* _Data block_
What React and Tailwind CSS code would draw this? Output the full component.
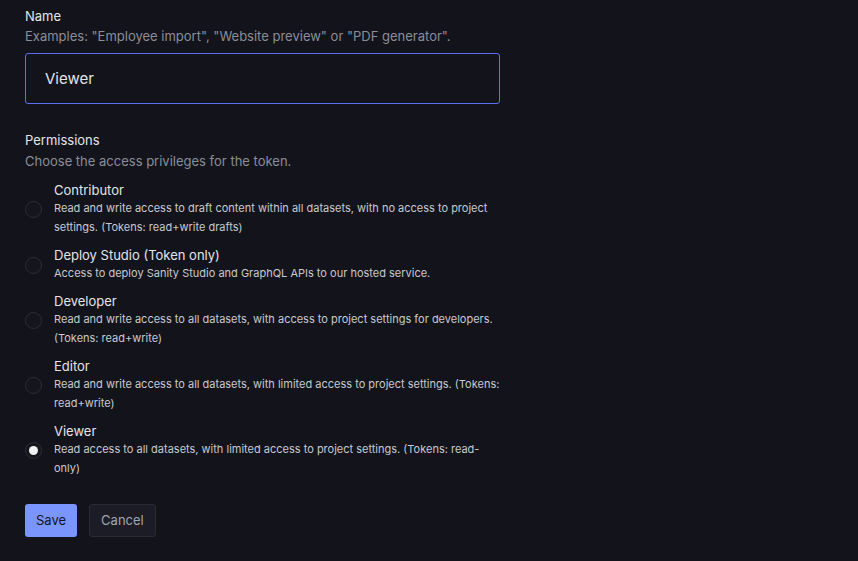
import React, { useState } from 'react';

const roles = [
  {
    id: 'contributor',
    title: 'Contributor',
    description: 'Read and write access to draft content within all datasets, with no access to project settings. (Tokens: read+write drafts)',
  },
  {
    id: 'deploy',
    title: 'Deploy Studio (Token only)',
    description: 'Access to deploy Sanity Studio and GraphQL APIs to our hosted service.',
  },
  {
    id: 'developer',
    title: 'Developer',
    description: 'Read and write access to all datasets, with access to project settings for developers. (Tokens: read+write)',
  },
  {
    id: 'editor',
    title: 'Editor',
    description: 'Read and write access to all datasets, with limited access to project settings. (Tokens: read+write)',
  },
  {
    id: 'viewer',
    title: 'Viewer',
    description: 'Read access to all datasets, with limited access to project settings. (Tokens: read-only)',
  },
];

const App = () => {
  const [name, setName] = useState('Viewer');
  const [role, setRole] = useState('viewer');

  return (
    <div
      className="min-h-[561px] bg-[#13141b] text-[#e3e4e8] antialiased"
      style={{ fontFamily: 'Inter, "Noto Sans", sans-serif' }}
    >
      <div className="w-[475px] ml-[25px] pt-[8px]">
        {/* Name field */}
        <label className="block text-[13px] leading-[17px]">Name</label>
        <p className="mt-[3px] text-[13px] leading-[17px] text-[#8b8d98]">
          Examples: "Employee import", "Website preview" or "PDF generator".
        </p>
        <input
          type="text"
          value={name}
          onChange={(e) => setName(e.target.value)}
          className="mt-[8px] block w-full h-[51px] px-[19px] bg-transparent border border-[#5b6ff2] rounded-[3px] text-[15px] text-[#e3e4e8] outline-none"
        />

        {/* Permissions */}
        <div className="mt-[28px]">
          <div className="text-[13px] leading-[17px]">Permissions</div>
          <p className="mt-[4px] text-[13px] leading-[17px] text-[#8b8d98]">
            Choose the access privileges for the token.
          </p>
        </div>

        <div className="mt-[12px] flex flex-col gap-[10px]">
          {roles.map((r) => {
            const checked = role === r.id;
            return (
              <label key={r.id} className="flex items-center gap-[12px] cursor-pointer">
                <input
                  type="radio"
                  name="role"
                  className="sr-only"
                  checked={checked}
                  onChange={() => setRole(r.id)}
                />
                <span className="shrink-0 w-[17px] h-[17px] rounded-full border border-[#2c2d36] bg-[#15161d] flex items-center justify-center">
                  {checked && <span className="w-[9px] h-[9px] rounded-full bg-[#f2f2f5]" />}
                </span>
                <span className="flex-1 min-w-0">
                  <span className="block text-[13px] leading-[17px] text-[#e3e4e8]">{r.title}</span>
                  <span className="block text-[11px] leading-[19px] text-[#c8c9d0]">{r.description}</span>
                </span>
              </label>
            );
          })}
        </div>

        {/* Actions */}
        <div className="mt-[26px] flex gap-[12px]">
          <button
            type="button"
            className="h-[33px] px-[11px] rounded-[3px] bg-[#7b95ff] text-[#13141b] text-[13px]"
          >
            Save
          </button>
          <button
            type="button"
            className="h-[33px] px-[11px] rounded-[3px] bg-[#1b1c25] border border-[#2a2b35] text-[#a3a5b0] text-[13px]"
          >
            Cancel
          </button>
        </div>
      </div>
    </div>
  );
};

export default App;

* _What to work on_
Copy the data word for word. Pictures do not go in the copy.

* _The output_
What React and Tailwind CSS code would draw this? Output the full component.
import React, { useState } from 'react';

const roles = [
  {
    id: 'contributor',
    title: 'Contributor',
    description: 'Read and write access to draft content within all datasets, with no access to project settings. (Tokens: read+write drafts)',
  },
  {
    id: 'deploy',
    title: 'Deploy Studio (Token only)',
    description: 'Access to deploy Sanity Studio and GraphQL APIs to our hosted service.',
  },
  {
    id: 'developer',
    title: 'Developer',
    description: 'Read and write access to all datasets, with access to project settings for developers. (Tokens: read+write)',
  },
  {
    id: 'editor',
    title: 'Editor',
    description: 'Read and write access to all datasets, with limited access to project settings. (Tokens: read+write)',
  },
  {
    id: 'viewer',
    title: 'Viewer',
    description: 'Read access to all datasets, with limited access to project settings. (Tokens: read-only)',
  },
];

const App = () => {
  const [name, setName] = useState('Viewer');
  const [role, setRole] = useState('viewer');

  return (
    <div
      className="min-h-[561px] bg-[#13141b] text-[#e3e4e8] antialiased"
      style={{ fontFamily: 'Inter, "Noto Sans", sans-serif' }}
    >
      <div className="w-[475px] ml-[25px] pt-[8px]">
        {/* Name field */}
        <label className="block text-[13px] leading-[17px]">Name</label>
        <p className="mt-[3px] text-[13px] leading-[17px] text-[#8b8d98]">
          Examples: "Employee import", "Website preview" or "PDF generator".
        </p>
        <input
          type="text"
          value={name}
          onChange={(e) => setName(e.target.value)}
          className="mt-[8px] block w-full h-[51px] px-[19px] bg-transparent border border-[#5b6ff2] rounded-[3px] text-[15px] text-[#e3e4e8] outline-none"
        />

        {/* Permissions */}
        <div className="mt-[28px]">
          <div className="text-[13px] leading-[17px]">Permissions</div>
          <p className="mt-[4px] text-[13px] leading-[17px] text-[#8b8d98]">
            Choose the access privileges for the token.
          </p>
        </div>

        <div className="mt-[12px] flex flex-col gap-[10px]">
          {roles.map((r) => {
            const checked = role === r.id;
            return (
              <label key={r.id} className="flex items-center gap-[12px] cursor-pointer">
                <input
                  type="radio"
                  name="role"
                  className="sr-only"
                  checked={checked}
                  onChange={() => setRole(r.id)}
                />
                <span className="shrink-0 w-[17px] h-[17px] rounded-full border border-[#2c2d36] bg-[#15161d] flex items-center justify-center">
                  {checked && <span className="w-[9px] h-[9px] rounded-full bg-[#f2f2f5]" />}
                </span>
                <span className="flex-1 min-w-0">
                  <span className="block text-[13px] leading-[17px] text-[#e3e4e8]">{r.title}</span>
                  <span className="block text-[11px] leading-[19px] text-[#c8c9d0]">{r.description}</span>
                </span>
              </label>
            );
          })}
        </div>

        {/* Actions */}
        <div className="mt-[26px] flex gap-[12px]">
          <button
            type="button"
            className="h-[33px] px-[11px] rounded-[3px] bg-[#7b95ff] text-[#13141b] text-[13px]"
          >
            Save
          </button>
          <button
            type="button"
            className="h-[33px] px-[11px] rounded-[3px] bg-[#1b1c25] border border-[#2a2b35] text-[#a3a5b0] text-[13px]"
          >
            Cancel
          </button>
        </div>
      </div>
    </div>
  );
};

export default App;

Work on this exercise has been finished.